Augmenta has been building this foundation for five years. The flywheel is already turning.
THE ROAD AHEAD
We started with the hardest trade — electrical design — because it is the most geometrically complex, the most stringent in code compliance, and the tightest in scheduling. Every project that runs through Augmenta makes the system smarter and gives the ML models a more precise definition of construction-ready. That intelligence, earned on the hardest problem, transfers directly to mechanical, plumbing, and structural as we expand.
When all major trades are designed simultaneously on the same platform, something qualitatively different happens. Coordination — the enormous, expensive, time-consuming process of reconciling separately designed systems — ceases to exist as a category of work. Trades designed together are coordinated by design. There is nothing left to reconcile.
That is the moment the zero-sum game ends. When design is automated and coordination disappears, the structural friction that forces every stakeholder to optimize at someone else's expense goes away. Developers get faster schedules without squeezing contractors. GCs manage risk without absorbing cost. Contractors execute at the top of their capability instead of spending weeks redoing work. Engineers and architects see their intent carried through to construction without the lossy translation that currently separates design from reality.

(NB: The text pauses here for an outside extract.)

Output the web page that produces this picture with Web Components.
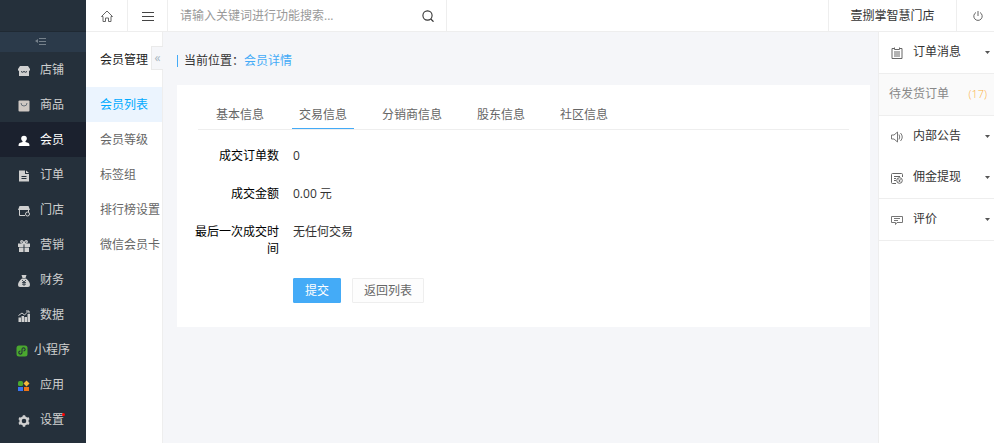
<!DOCTYPE html>
<html lang="zh-CN">
<head>
<meta charset="utf-8">
<title>会员详情</title>
<style>
  body {
    margin: 0;
    background: #f5f6f9;
    color: #333;
    font: 12px/17px "Open Sans", "Noto Sans CJK SC", sans-serif;
  }
</style>
</head>
<body>
<shop-layout>
  <side-nav slot="nav">
    <side-item icon="shop">店铺</side-item>
    <side-item icon="goods">商品</side-item>
    <side-item icon="member" active>会员</side-item>
    <side-item icon="order">订单</side-item>
    <side-item icon="store">门店</side-item>
    <side-item icon="gift">营销</side-item>
    <side-item icon="money">财务</side-item>
    <side-item icon="data">数据</side-item>
    <side-item icon="mini" wide>小程序</side-item>
    <side-item icon="apps">应用</side-item>
    <side-item icon="gear" dot>设置</side-item>
  </side-nav>
  <top-bar slot="top">壹捌掌智慧门店</top-bar>
  <sub-nav slot="sub" heading="会员管理">
    <sub-item active>会员列表</sub-item>
    <sub-item>会员等级</sub-item>
    <sub-item>标签组</sub-item>
    <sub-item>排行榜设置</sub-item>
    <sub-item>微信会员卡</sub-item>
  </sub-nav>
  <page-crumb label="当前位置：">会员详情</page-crumb>
  <info-card>
    <tab-list slot="tabs">
      <tab-item>基本信息</tab-item>
      <tab-item active>交易信息</tab-item>
      <tab-item>分销商信息</tab-item>
      <tab-item>股东信息</tab-item>
      <tab-item>社区信息</tab-item>
    </tab-list>
    <form-row label="成交订单数">0</form-row>
    <form-row label="成交金额">0.00 元</form-row>
    <form-row label="最后一次成交时间">无任何交易</form-row>
    <form-row><push-button primary>提交</push-button><push-button>返回列表</push-button></form-row>
  </info-card>
  <notice-panel slot="notices">
    <notice-group icon="clipboard" heading="订单消息" line>
      <notice-item count="(17)">待发货订单</notice-item>
    </notice-group>
    <notice-group icon="speaker" heading="内部公告"></notice-group>
    <notice-group icon="cash" heading="佣金提现" line></notice-group>
    <notice-group icon="comment" heading="评价" line></notice-group>
  </notice-panel>
</shop-layout>

<script>
const icons = {
  shop: '<path fill="#d0d0d0" d="M2 1h8l2 3v1q-1 2-2.500 1q-1.500 1.500-3.500 0q-2 1.500-3.500 0Q1 7 0 5V4z"/><path fill="#d0d0d0" d="M1 6h10v5H1z"/><path fill="none" stroke="#25303b" d="M3 6.500q1.500 1.500 3 0q1.500 1.500 3 0"/>',
  goods: '<rect x=".5" y=".5" width="11" height="11" rx="1" fill="#cfc8c3"/><path fill="none" stroke="#68717a" d="M3 3q0 3 3 3t3-3"/>',
  member: '<circle cx="6" cy="3.500" r="2.800" fill="#fff"/><path fill="#fff" d="M4.500 5h3v2l3 1q1 .5 1 3H.5q0-2.500 1-3l3-1z"/>',
  order: '<path fill="#d0d0d0" d="M1 .5h6V4h4v7.500H1z"/><path fill="#d0d0d0" d="M8 .5L11 3H8z"/><path stroke="#25303b" d="M3.500 6.500h5M3.500 8.500h5"/>',
  store: '<path fill="#d0d0d0" d="M1.500 1h9L12 5H0z"/><path fill="none" stroke="#d0d0d0" d="M1.500 5v5.500H7M10.500 5v2"/><circle cx="9.500" cy="9" r="2" fill="#25303b" stroke="#d0d0d0"/>',
  gift: '<path fill="#d0d0d0" d="M0 3.500h5.500V7H0zM6.500 3.500H12V7H6.500zM1 7.500h4.500V12H1zM6.500 7.500H11V12H6.500z"/><path fill="none" stroke="#d0d0d0" stroke-width="1.300" d="M6 3.500Q2 3 3 1q2-1 3 2.500Q7 0 9 1q1 2-3 2.500"/>',
  money: '<path fill="#d0d0d0" d="M3.500 0h5L7.500 3h-3zM4 3.500h4q4 3 4 6.500 0 2-2 2H2q-2 0-2-2 0-3.500 4-6.500z"/><path fill="none" stroke="#25303b" stroke-width=".8" d="M4 5l2 2 2-2M6 7v4M4 7.500h4M4 9.200h4"/>',
  data: '<path fill="#d0d0d0" d="M.5 7.500H3V12H.5zM3.500 6H6v6H3.500zM6.500 7H9v5H6.500zM9.500 4H12v8H9.500z"/><path fill="none" stroke="#d0d0d0" d="M.5 5.500L4 3l2.500 2L10 1.500M8 1h3v2.500"/>',
  mini: '<rect x=".5" y=".5" width="11" height="11" rx="2.500" fill="#4aa82f"/><path fill="none" stroke="#25303b" stroke-width="1.100" d="M4.500 6Q2.500 6.200 2.800 8q.6 1.500 2.200 1Q6 8.500 6 7.500v-3Q6 3 7.300 2.800q1.700 0 1.900 1.700Q9 6 7.500 6"/>',
  apps: '<rect x="0" y="1" width="5" height="5" rx="1.500" fill="#4aa82f"/><path fill="#f5b93b" d="M8.500.500L11.500 3.500 8.500 6.500 5.500 3.500z"/><rect y="7" width="5" height="4" fill="#3974f0"/><rect x="6" y="7" width="5" height="4" fill="#ee7416"/>',
  gear: '<circle cx="6" cy="6" r="3.500" fill="none" stroke="#d0d0d0" stroke-width="2.400"/><path fill="none" stroke="#d0d0d0" stroke-width="2.400" d="M6 .3v2M6 9.700v2M1 3.100l1.700 1M9.300 7.900l1.700 1M1 8.900l1.700-1M9.300 4.100l1.700-1"/>',
  fold: '<path fill="#76818b" d="M0 6l3-2v4z"/><path stroke="#76818b" d="M4 3.500h7M4 6.500h7M4 9.500h7"/>',
  home: '<path fill="none" stroke="#666" d="M.5 6.500L6 1l5.500 5.500H10v5H7.500V8h-3v3.500H2v-5z"/>',
  menu: '<path stroke="#444" d="M0 2.500h12M0 6.500h12M0 10.500h12"/>',
  search: '<circle cx="5.500" cy="5.500" r="4.600" fill="none" stroke="#333" stroke-width="1.100"/><path stroke="#333" stroke-width="1.200" d="M8.800 9l2.700 2.700"/>',
  power: '<path fill="none" stroke="#666" d="M4 2.500a4.200 4.200 0 1 0 4 0M6 1v5"/>',
  clipboard: '<path fill="none" stroke="#666" d="M3 1.500H1v10h10v-10H9M3.500 .5v2h5v-2M3 5h6M3 7h6M3 9h6"/>',
  speaker: '<path fill="none" stroke="#777" d="M.5 4H3l3.500-3v10L3 8H.5zM8 3.500q1.500 2.500 0 5M9.500 2q3.500 4 0 8"/>',
  cash: '<path fill="none" stroke="#666" d="M11.500 5V2.500q0-1-1-1h-9q-1 0-1 1v8q0 1 1 1H5M3 4.500h6M3 6.500h2M3 8.500h2"/><circle cx="8.500" cy="8.500" r="2.800" fill="none" stroke="#666"/><path fill="none" stroke="#666" stroke-width=".8" d="M7.300 7l1.200 1.200L9.700 7M8.500 8v2M7.500 9h2"/>',
  comment: '<path fill="none" stroke="#777" d="M.5 2.500h11v6H6l-1.500 2v-2h-4zM3 4.500h6M3 6.500h4"/>',
  caret: '<path fill="#555" d="M4 5h5L6.500 8z"/>'
};

function define(name, markup, setup) {
  const template = document.createElement("template");
  template.innerHTML = markup;
  customElements.define(name, class extends HTMLElement {
    constructor() {
      super();
      this.attachShadow({ mode: "open" }).append(template.content.cloneNode(true));
    }
    connectedCallback() {
      if (setup) setup(this, this.shadowRoot);
    }
  });
}

define("shop-layout", `
  <style>
    :host {
      display: grid;
      grid-template: auto 1fr / 86px 77px minmax(0, 1fr) 116px;
      min-height: 100vh;
    }
    .nav { grid-row: 1 / 3; display: grid; }
    .top { grid-column: 2 / 5; }
    .sub, .notices { display: grid; }
    main { padding: 20px 8px 20px 14px; }
  </style>
  <div class="nav"><slot name="nav"></slot></div>
  <div class="top"><slot name="top"></slot></div>
  <div class="sub"><slot name="sub"></slot></div>
  <main><slot></slot></main>
  <div class="notices"><slot name="notices"></slot></div>
`);

define("side-nav", `
  <style>
    :host { display: block; background: #25303b; }
    .brand { height: 31px; border-bottom: 1px solid #1f2933; }
    button {
      display: flex;
      align-items: center;
      justify-content: center;
      width: 100%;
      height: 20px;
      padding: 0 4px 3px 0;
      border: 0;
      background: #2b3a4a;
    }
  </style>
  <div class="brand"></div>
  <button aria-label="收起菜单"><ui-icon name="fold"></ui-icon></button>
  <nav><slot></slot></nav>
`);

define("side-item", `
  <style>
    :host { display: block; }
    a {
      display: flex;
      align-items: center;
      gap: 10px;
      height: 35px;
      padding-left: 18px;
      color: #d0d0d0;
      text-decoration: none;
    }
    :host([active]) a { background: #1b212e; color: #fff; }
    :host([wide]) a { gap: 6px; padding-left: 16px; }
    ui-icon { padding-top: 2px; }
    .text { position: relative; }
    :host([dot]) .text::after {
      content: "";
      position: absolute;
      top: 2px;
      right: -1px;
      width: 3px;
      height: 3px;
      border-radius: 50%;
      background: #f00;
    }
  </style>
  <a href="#"><ui-icon></ui-icon><span class="text"><slot></slot></span></a>
`, (el, root) => {
  root.querySelector("ui-icon").setAttribute("name", el.getAttribute("icon"));
});

define("top-bar", `
  <style>
    :host {
      display: flex;
      height: 31px;
      border-bottom: 1px solid #eee;
      background: #fff;
    }
    button {
      display: flex;
      align-items: center;
      justify-content: center;
      box-sizing: border-box;
      width: 40px;
      padding: 0;
      border: 0;
      background: none;
      color: #333;
      font: inherit;
    }
    .cell { border-right: 1px solid #eee; }
    .home { width: 42px; }
    form { display: flex; width: 278px; border-right: 1px solid #eee; }
    input {
      flex: 1;
      min-width: 0;
      padding: 0 0 0 12px;
      border: 0;
      outline: 0;
      background: none;
      font: inherit;
    }
    input::placeholder { color: #999; }
    form button { width: 36px; }
    .shop { width: 129px; margin-left: auto; border: 1px solid #eee; border-width: 0 1px; }
    .power { width: 37px; padding-left: 4px; }
  </style>
  <button class="cell home" aria-label="首页"><ui-icon name="home"></ui-icon></button>
  <button class="cell" aria-label="菜单"><ui-icon name="menu"></ui-icon></button>
  <form>
    <input type="text" aria-label="搜索" placeholder="请输入关键词进行功能搜索...">
    <button type="button" aria-label="搜索"><ui-icon name="search"></ui-icon></button>
  </form>
  <button class="shop"><slot></slot></button>
  <button class="power" aria-label="退出"><ui-icon name="power"></ui-icon></button>
`);

define("sub-nav", `
  <style>
    :host {
      display: block;
      position: relative;
      border-right: 1px solid #eee;
      background: #fff;
    }
    h2 {
      margin: 0;
      padding: 19px 0 19px 14px;
      color: #222;
      font: inherit;
    }
    /* handle sits over the panel's right edge */
    button {
      position: absolute;
      top: 14px;
      right: -1px;
      width: 12px;
      height: 24px;
      padding: 0 0 2px;
      border: 1px solid #eaeaea;
      border-right: 0;
      background: #f5f6f9;
      color: #a5b5c0;
      font: inherit;
    }
  </style>
  <h2></h2>
  <button aria-label="收起">«</button>
  <nav><slot></slot></nav>
`, (el, root) => {
  root.querySelector("h2").textContent = el.getAttribute("heading");
});

define("sub-item", `
  <style>
    :host { display: block; }
    a {
      display: block;
      padding: 9px 0 9px 14px;
      color: #666;
      text-decoration: none;
      white-space: nowrap;
    }
    :host([active]) a { background: #ebf4fe; color: #00aaff; }
  </style>
  <a href="#"><slot></slot></a>
`);

define("page-crumb", `
  <style>
    :host {
      display: flex;
      align-items: center;
      gap: 6px;
      margin-bottom: 16px;
    }
    :host::before {
      content: "";
      width: 1px;
      height: 12px;
      background: #44abf7;
    }
    p { margin: 0; }
    a { color: #44abf7; text-decoration: none; }
  </style>
  <p><span></span><a href="#"><slot></slot></a></p>
`, (el, root) => {
  root.querySelector("span").textContent = el.getAttribute("label");
});

define("info-card", `
  <style>
    :host { display: block; padding: 19px 21px 24px; background: #fff; }
    .rows { display: grid; gap: 21px; padding-top: 17px; margin-left: -5px; }
  </style>
  <slot name="tabs"></slot>
  <div class="rows"><slot></slot></div>
`);

define("tab-list", `
  <style>
    :host {
      display: flex;
      gap: 21px;
      padding: 0 11px;
      border-bottom: 1px solid #eee;
    }
  </style>
  <slot></slot>
`);

define("tab-item", `
  <style>
    :host { display: block; }
    a {
      display: block;
      padding: 2px 7px 5px;
      border-bottom: 1px solid transparent;
      color: #666;
      text-decoration: none;
    }
    :host([active]) a { border-color: #44abf7; }
  </style>
  <a href="#"><slot></slot></a>
`);

define("form-row", `
  <style>
    :host { display: grid; grid-template-columns: 86px 1fr; gap: 14px; }
    .label { color: #000; text-align: right; }
    .value { display: flex; gap: 11px; }
  </style>
  <div class="label"></div>
  <div class="value"><slot></slot></div>
`, (el, root) => {
  root.querySelector(".label").textContent = el.getAttribute("label");
});

define("push-button", `
  <style>
    :host { display: block; }
    button {
      height: 25px;
      padding: 0 11px;
      border: 1px solid #eee;
      border-radius: 1px;
      background: #fdfdfd;
      color: #666;
      font: inherit;
    }
    :host([primary]) button { border-color: #44abf7; background: #44abf7; color: #fff; }
  </style>
  <button><slot></slot></button>
`);

define("notice-panel", `
  <style>
    :host { display: block; border-left: 1px solid #eee; background: #fff; }
  </style>
  <slot></slot>
`);

define("notice-group", `
  <style>
    :host { display: block; }
    button {
      display: flex;
      align-items: center;
      gap: 10px;
      width: 100%;
      padding: 11px 1px 13px 12px;
      border: 0;
      background: none;
      color: #333;
      font: inherit;
    }
    :host([line]) button { border-bottom: 1px solid #eee; }
    .icon { padding-top: 2px; }
    .caret { margin-left: auto; }
  </style>
  <button><ui-icon class="icon"></ui-icon><span></span><ui-icon class="caret" name="caret"></ui-icon></button>
  <slot></slot>
`, (el, root) => {
  root.querySelector(".icon").setAttribute("name", el.getAttribute("icon"));
  root.querySelector("span").textContent = el.getAttribute("heading");
});

define("notice-item", `
  <style>
    :host { display: block; border-bottom: 1px solid #eee; background: #fafafa; }
    a {
      display: flex;
      justify-content: space-between;
      padding: 11px 7px 13px 10px;
      color: #888;
      text-decoration: none;
    }
    .count { color: #fbb03b; font-size: 11px; font-weight: 300; }
  </style>
  <a href="#"><slot></slot><span class="count"></span></a>
`, (el, root) => {
  root.querySelector(".count").textContent = el.getAttribute("count");
});

// comes last: the elements above name their icons first
define("ui-icon", `
  <style>
    :host { display: inline-flex; flex: none; width: 12px; height: 12px; }
    svg { flex: none; width: 12px; height: 12px; }
  </style>
  <svg viewBox="0 0 12 12" aria-hidden="true"></svg>
`, (el, root) => {
  root.querySelector("svg").innerHTML = icons[el.getAttribute("name")];
});
</script>
</body>
</html>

The skilled professionals who have spent their careers building this expertise don't lose their relevance — they gain leverage they have never had.
This is what Augmenta is for. Not to replace the people who build the world, but to give them the tools their work has always deserved.
The question for the industry is not whether this automation is coming. It is which approach has the right architecture, the right data, and the right depth of earned knowledge to deliver it reliably. Precision at massive scale. Data that must be created, not found. Expertise that has never been written down. These are the three prerequisites — and they are the foundation on which Augmenta is built.